When Hermanson opened his employment business in 1980, his primary goal was to share the wealth.

"I was doing temp work in 1979 and '80, and while I was paid only about $4 for clerical work, like filing, the temp agency was billing at $6.80," Hermanson recalls. He turned around and opened Hermanson's Employment Services, where he managed to keep billing rates competitive while paying 20 to 30 percent more than other agencies.

Hermanson's temp agency grew rapidly through the 1980s, mostly through word of mouth. By the 1990s, he was making good money - and giving a lot of it away to the local community. Among other things, he funded a computer training center in the Tenderloin for a nonprofit housing group.

He also became active in local politics, particularly in the campaign to mandate a living wage for San Francisco workers.

"As I became increasingly involved in community work in the '90s, I began to see that legislative work had a far greater capacity to improve people's lives than my individual efforts," he says.

Hermanson donated more than $100,000 of his own money in 2003 to the living-wage initiative, which required San Francisco businesses to pay considerably more than the state minimum wage and helped 54,000 local workers get raises. "It was the best investment I ever made," says Hermanson, whose donation translated into an estimated $100 million being transferred into the pockets of low-wage workers. "You can't get a better return."

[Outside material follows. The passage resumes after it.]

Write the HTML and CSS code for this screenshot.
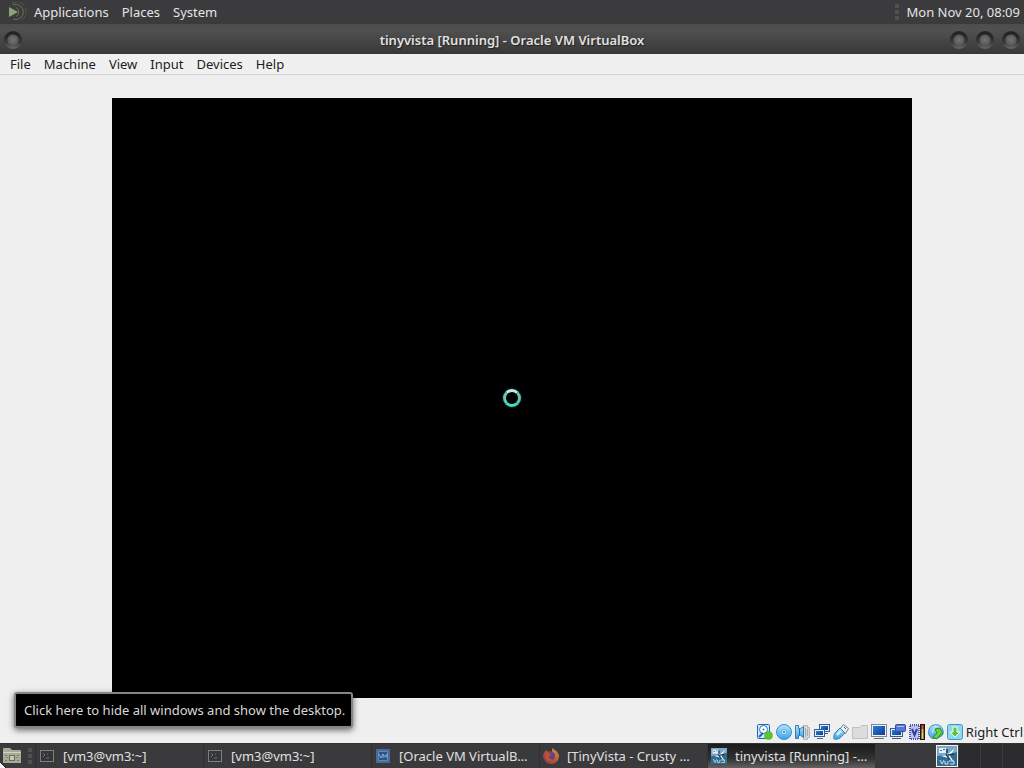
FILE: index.html
```html
<!DOCTYPE html>
<html lang="en">
<head>
  <meta charset="UTF-8">
  <meta name="viewport" content="width=device-width, initial-scale=1.0">
  <title>tinyvista [Running] - Oracle VM VirtualBox</title>
  <link rel="stylesheet" href="styles.css">
</head>
<body>
  <svg class="defs" aria-hidden="true">
    <defs>
      <linearGradient id="blue" x1="0" y1="0" x2="0" y2="1">
        <stop offset="0" stop-color="#b4e4fc"/>
        <stop offset="1" stop-color="#3aa0e4"/>
      </linearGradient>
      <linearGradient id="screen" x1="0" y1="0" x2="1" y2="1">
        <stop offset="0" stop-color="#2a80d4"/>
        <stop offset="1" stop-color="#0c3c94"/>
      </linearGradient>
      <linearGradient id="fox" x1="1" y1="0" x2="0" y2="1">
        <stop offset="0" stop-color="#c8a83c"/>
        <stop offset="0.5" stop-color="#b85438"/>
        <stop offset="1" stop-color="#983058"/>
      </linearGradient>
      <symbol id="terminal" viewBox="0 0 16 16">
        <rect x="1.5" y="2.5" width="13" height="11" fill="#343638" stroke="#7c7f80"/>
        <path d="M4 5l2 2-2 2M7 10h3M8 6h1" fill="none" stroke="#6c7072"/>
      </symbol>
      <symbol id="vista" viewBox="0 0 20 20">
        <rect width="20" height="20" fill="#2f6c94"/>
        <path d="M0 0h20v6L10 9 0 10z" fill="#79a9c6"/>
        <path d="M2 2h7v5H2z" fill="#e4f0f6"/>
        <path d="M3 4h2v1H3zM6 3h2v1H6z" fill="#3d6c88"/>
        <path d="M18 2l-8 7-6 1 7 2 6 4-4-6z" fill="#f4fafc"/>
        <path d="M9 8l4 6M10 3v4M11 9l6-1" stroke="#123c5c" stroke-width="1.5"/>
        <path d="M3 14l2 4 2-4M8 15v3h3v-3M12 15h5v3h-4" fill="none" stroke="#d0e2ec"/>
      </symbol>
    </defs>
  </svg>

  <div class="desktop">
    <header class="panel">
      <nav class="panel-menu">
        <svg class="logo" viewBox="0 0 20 20" aria-hidden="true">
          <path d="M2 5l9 5-9 5z" fill="#8ea274"/>
          <path d="M6 3a7.5 7.5 0 1 1 0 14M9 5.5a5 5 0 0 1 0 9" fill="none" stroke="#667a4e"/>
          <path d="M5 1.5a9 9 0 0 1 14 8.5q0 5-4 8" fill="none" stroke="#566044" stroke-dasharray="6 2"/>
        </svg>
        <button>Applications</button>
        <button>Places</button>
        <button>System</button>
      </nav>
      <div class="clock"><span class="grip"></span><time>Mon Nov 20, 08:09</time></div>
    </header>

    <main class="window">
      <div class="titlebar">
        <button class="knob" aria-label="Window menu"></button>
        <h1>tinyvista [Running] - Oracle VM VirtualBox</h1>
        <div class="controls">
          <button class="knob" aria-label="Minimize"></button>
          <button class="knob" aria-label="Maximize"></button>
          <button class="knob" aria-label="Close"></button>
        </div>
      </div>
      <nav class="menubar">
        <button>File</button>
        <button>Machine</button>
        <button>View</button>
        <button>Input</button>
        <button>Devices</button>
        <button>Help</button>
      </nav>
      <div class="viewport">
        <div class="guest"><span class="spinner"></span></div>
      </div>
      <div class="statusbar">
        <!-- hard disk -->
        <svg viewBox="0 0 16 16"><rect x=".5" y=".5" width="12" height="14" rx="1" fill="#cceafc" stroke="#2464b0"/><circle cx="6.500" cy="5.500" r="4" fill="#fff" stroke="#2876c4"/><circle cx="6.500" cy="5.500" r="1" fill="#2876bc"/><path d="M2 13l4-4" stroke="#2460b0" stroke-width="2"/><circle cx="11.500" cy="11.500" r="4" fill="#5cc828" stroke="#3fa424" stroke-width=".5"/></svg>
        <!-- optical disc -->
        <svg viewBox="0 0 16 16"><circle cx="8" cy="8" r="7.500" fill="url(#blue)" stroke="#3490d4"/><circle cx="8" cy="8" r="2.500" fill="#d8f0fc" stroke="#5cb4ec"/><circle cx="8" cy="8" r="1" fill="#2c70ac"/></svg>
        <!-- audio -->
        <svg viewBox="0 0 16 16"><path d="M8.500 1.500h4v2h2v10h-2v2h-4z" fill="#d6d8da" stroke="#b4b6b8"/><path d="M10.500 4v9M12.500 5v7" stroke="#aaa"/><path d="M.5 1.500h3v3h2l3-2v11l-3-2h-2v3h-3z" fill="url(#blue)" stroke="#387eb6"/><path d="M4.500 5v6" stroke="#2a6ca4"/></svg>
        <!-- network -->
        <svg viewBox="0 0 16 16"><rect x="5.500" y=".5" width="10" height="7" fill="#e4edf8" stroke="#345c98"/><rect x="7" y="2" width="7" height="4" fill="url(#screen)"/><path d="M10 9.500h4" stroke="#555"/><rect x=".5" y="5.500" width="10" height="7" fill="#e4edf8" stroke="#345c98"/><rect x="2" y="7" width="7" height="4" fill="url(#screen)"/><path d="M3 14.500h6" stroke="#666"/></svg>
        <!-- usb -->
        <svg viewBox="0 0 16 16"><path d="M10.500.5l5 4-3 5-5-5z" fill="#f0f0f0" stroke="#708090"/><path d="M11 3l2 2" stroke="#456"/><path d="M7 4l5 5-5 5q-3 2-6 1-1-3 1-6z" fill="url(#blue)" stroke="#3484c4"/><path d="M4 11l4-4" stroke="#e0f4ff" stroke-width="2"/></svg>
        <!-- shared folder -->
        <svg viewBox="0 0 16 16"><path d="M.5 3.500h7l2-2h6v13H.5z" fill="#dcdcdc" stroke="#c0c0c0"/></svg>
        <!-- display -->
        <svg viewBox="0 0 16 16"><rect x=".5" y=".5" width="15" height="12" fill="#f2f6fc" stroke="#7c8894"/><rect x="2" y="2" width="12" height="9" fill="url(#screen)"/><path d="M3 14.500h10" stroke="#6c7074"/></svg>
        <!-- recording -->
        <svg viewBox="0 0 16 16"><rect x=".5" y="4.500" width="12" height="8" fill="#e4eefa" stroke="#345c98"/><path d="M2 14.500h9" stroke="#555"/><rect x="2" y="6" width="9" height="5" fill="url(#screen)"/><rect x="5.500" y=".5" width="10" height="7" rx="1" fill="#5578d4" stroke="#3450a4"/><path d="M7 2.500h7" stroke="#b0c4f4"/></svg>
        <!-- processor -->
        <svg viewBox="0 0 16 16"><rect x="1" y="1" width="9" height="14" fill="#b8c2f0" stroke="#485aac" stroke-width="2" stroke-dasharray="1 1"/><path d="M3 5l2.500 6L8 5" fill="none" stroke="#303c98" stroke-width="2"/><rect x="11" y="0" width="5" height="16" fill="#201810"/><path d="M13.500 1v4" stroke="#e05030" stroke-width="2"/><path d="M13.500 5v4" stroke="#f0b040" stroke-width="2"/><path d="M13.500 9v6" stroke="#e4d470" stroke-width="2"/></svg>
        <!-- mouse integration -->
        <svg viewBox="0 0 16 16"><path d="M4 1.500q6-2 9 1 4 5 1 9-4 4-10 3-4-3-3.500-7Q1 3 4 1.500z" fill="url(#blue)" stroke="#3a8cc4"/><path d="M8 1L4 9" stroke="#d4ecfa"/><path d="M7 5l5-1 3 6-2 0-4 5-4-2 4-4z" fill="#68d43c" stroke="#298c24"/></svg>
        <!-- keyboard capture -->
        <svg viewBox="0 0 16 16"><rect x=".5" y=".5" width="15" height="15" rx="2" fill="#90d8f0" stroke="#3a98c0"/><path d="M6 3h4v5h3l-5 5-5-5h3z" fill="#5cc43c" stroke="#f4fff0"/></svg>
        <span>Right Ctrl</span>
      </div>
    </main>

    <footer class="taskbar">
      <button class="show-desktop" aria-label="Show desktop" aria-describedby="tip">
        <svg viewBox="0 0 20 20" aria-hidden="true"><path d="M1 17V3q0-1 1-1h6l2 2h8q1 0 1 1v12z" fill="#a6aa96"/><path d="M1 6.500h18" stroke="#d0d3c0"/><rect x="7.500" y="9.500" width="5" height="5" fill="#c6c9b6" stroke="#686c5c"/><path d="M3 9.500h2M15 9.500h2M3 14.500h2M15 14.500h2M5 11l1 1M14 12l1-1" stroke="#747868"/></svg>
      </button>
      <span class="grip"></span>
      <div class="tasks">
        <button class="task"><svg viewBox="0 0 16 16"><use href="#terminal"/></svg><span>[vm3@vm3:~]</span></button>
        <button class="task"><svg viewBox="0 0 16 16"><use href="#terminal"/></svg><span>[vm3@vm3:~]</span></button>
        <button class="task">
          <svg viewBox="0 0 16 16"><rect x="1" y="1" width="14" height="14" rx="1" fill="#446c9c"/><path d="M3.500 3.500h9v9h-9z" fill="#2d5284" stroke="#6088b8"/><path d="M4 6l2 4 2-4v4M8 6l2 3 2-3v4" fill="none" stroke="#84a8d0"/></svg>
          <span>[Oracle VM VirtualB…</span>
        </button>
        <button class="task">
          <svg viewBox="0 0 16 16"><path d="M3 2l2 2q2-1 4 0L9 0q6 3 7 8-1 8-8 8-7-1-8-8 1-4 3-6z" fill="url(#fox)"/><circle cx="8" cy="8" r="4" fill="#64408c"/><path d="M2 6q4-2 7 1-3 0-3 2 0 3 4 2-2 3-6 1z" fill="#bc5438"/></svg>
          <span>[TinyVista - Crusty …</span>
        </button>
        <button class="task active"><svg viewBox="0 0 20 20"><use href="#vista"/></svg><span>tinyvista [Running] -…</span></button>
      </div>
      <div class="pager">
        <button class="current" aria-label="Workspace 1"><svg viewBox="0 0 20 20"><use href="#vista"/></svg></button>
        <button aria-label="Workspace 2"></button>
        <button aria-label="Workspace 3"></button>
        <button aria-label="Workspace 4"></button>
      </div>
      <div class="tooltip" id="tip" role="tooltip">Click here to hide all windows and show the desktop.</div>
      <svg class="pointer" viewBox="0 0 6 6" aria-hidden="true"><path d="M0 0l6 6H0z" fill="#f4f4f4"/><path d="M0 0l6 6" stroke="#222"/></svg>
    </footer>
  </div>
</body>
</html>
```
FILE: styles.css
```css
* {
  box-sizing: border-box;
}

body {
  margin: 0;
  font-family: "Noto Sans", sans-serif;
  font-size: 13px;
  line-height: 20px;
  color: #1c1c1c;
  background: #efefef;
}

button {
  padding: 0;
  border: none;
  background: none;
  font: inherit;
  color: inherit;
}

svg {
  display: block;
  flex: none;
}

.defs {
  position: absolute;
  width: 0;
  height: 0;
}

.desktop {
  display: flex;
  flex-direction: column;
  min-height: 100vh;
}

/* top panel */
.panel {
  display: flex;
  justify-content: space-between;
  align-items: center;
  height: 24px;
  padding: 0 4px 0 7px;
  background: #3b3b3d;
  color: #e4e4e4;
}

.panel-menu {
  display: flex;
  align-items: center;
  gap: 13px;
}

.logo {
  width: 20px;
  height: 20px;
  margin-right: -6px;
}

.clock {
  display: flex;
  align-items: center;
  gap: 7px;
}

.grip {
  width: 4px;
  height: 16px;
  background: repeating-linear-gradient(#515153 0 4px, #3b3b3d 4px 6px);
}

/* window */
.window {
  flex: 1;
  display: flex;
  flex-direction: column;
}

.titlebar {
  display: grid;
  grid-template-columns: 1fr auto 1fr;
  align-items: center;
  height: 30px;
  padding: 2px 4px 0;
  background: linear-gradient(#4d4d4d, #505050 20%, #383838);
  color: #e0e0e0;
}

.titlebar h1 {
  margin: 0;
  font-size: 13px;
  font-weight: 600;
  text-shadow: 1px 1px 1px #222;
}

.controls {
  display: flex;
  justify-content: flex-end;
  gap: 8px;
}

.knob {
  width: 18px;
  height: 18px;
  border-radius: 50%;
  background:
    radial-gradient(circle at 50% 50%, #747474, #5a5a5a 5px, transparent 6px),
    linear-gradient(#242424 20%, #383838 60%, #6a6a6a);
}

.menubar {
  display: flex;
  gap: 13px;
  height: 21px;
  padding: 0 10px;
  border-bottom: 1px solid #d4d4d4;
  background: #f0f0f0;
}

.viewport {
  flex: 1;
  display: flex;
  justify-content: center;
  align-items: center;
  padding: 23px 16px;
}

.guest {
  display: flex;
  justify-content: center;
  align-items: center;
  width: 100%;
  max-width: 800px;
  aspect-ratio: 4 / 3;
  background: #000;
}

.spinner {
  width: 18px;
  height: 18px;
  border: 3px solid;
  border-color: #b8ece0 #68c4b0 #40e0c0 #68c8b4;
  border-radius: 50%;
  box-shadow: 0 0 2px #1c6c60;
}

.statusbar {
  display: flex;
  justify-content: flex-end;
  align-items: center;
  gap: 3px;
  height: 22px;
  padding-right: 1px;
}

.statusbar svg {
  width: 16px;
  height: 16px;
}

/* bottom panel */
.taskbar {
  position: relative;
  display: flex;
  align-items: center;
  height: 25px;
  border-top: 1px solid #333;
  background: #3a3a3c;
  color: #e0e0e0;
}

.show-desktop {
  width: 28px;
  padding-left: 2px;
}

.show-desktop svg {
  width: 20px;
  height: 20px;
}

.tasks {
  flex: 1;
  display: flex;
  min-width: 0;
  padding: 0 60px 0 3px;
}

.task {
  flex: 0 1 168px;
  display: flex;
  align-items: center;
  gap: 8px;
  min-width: 0;
  height: 24px;
  padding: 0 3px;
  border-left: 1px solid #323234;
  text-align: left;
}

.task svg {
  width: 16px;
  height: 16px;
}

.task span {
  overflow: hidden;
  white-space: nowrap;
  text-overflow: ellipsis;
}

.task.active {
  background: linear-gradient(#1c1c1c, #303030 60%, #626262);
}

.pager {
  display: flex;
  align-items: center;
}

.pager button {
  width: 22px;
  height: 24px;
  border-left: 1px solid #3c3c3e;
  background: #2c2c2e;
}

.pager .current {
  height: 22px;
  border: 1px solid #f0f0f0;
}

.pager svg {
  width: 20px;
  height: 20px;
}

.tooltip {
  position: absolute;
  left: 14px;
  bottom: 40px;
  padding: 6px 6px 6px 8px;
  border: 2px solid #858585;
  border-radius: 3px;
  background: #000;
  box-shadow: 0 2px 6px rgba(0, 0, 0, 0.6);
  color: #d8d8d8;
}

.pointer {
  position: absolute;
  left: 0;
  bottom: 0;
  width: 6px;
  height: 6px;
}
```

These days Hermanson is a big supporter of Sup. Tom Ammiano's health care legislation. He points out that many of the business arguments against the law, which would require employers to pay for health insurance, are similar to charges he heard against the minimum-wage increase.

Hermanson says he'd be happy to pay a 50-cent surcharge on his lunch tab, if it meant the people serving him could have health care.

"I think we need to put it in those terms," he says. "Providing health care is also a commitment in terms of consumers and which businesses they decide to patronize."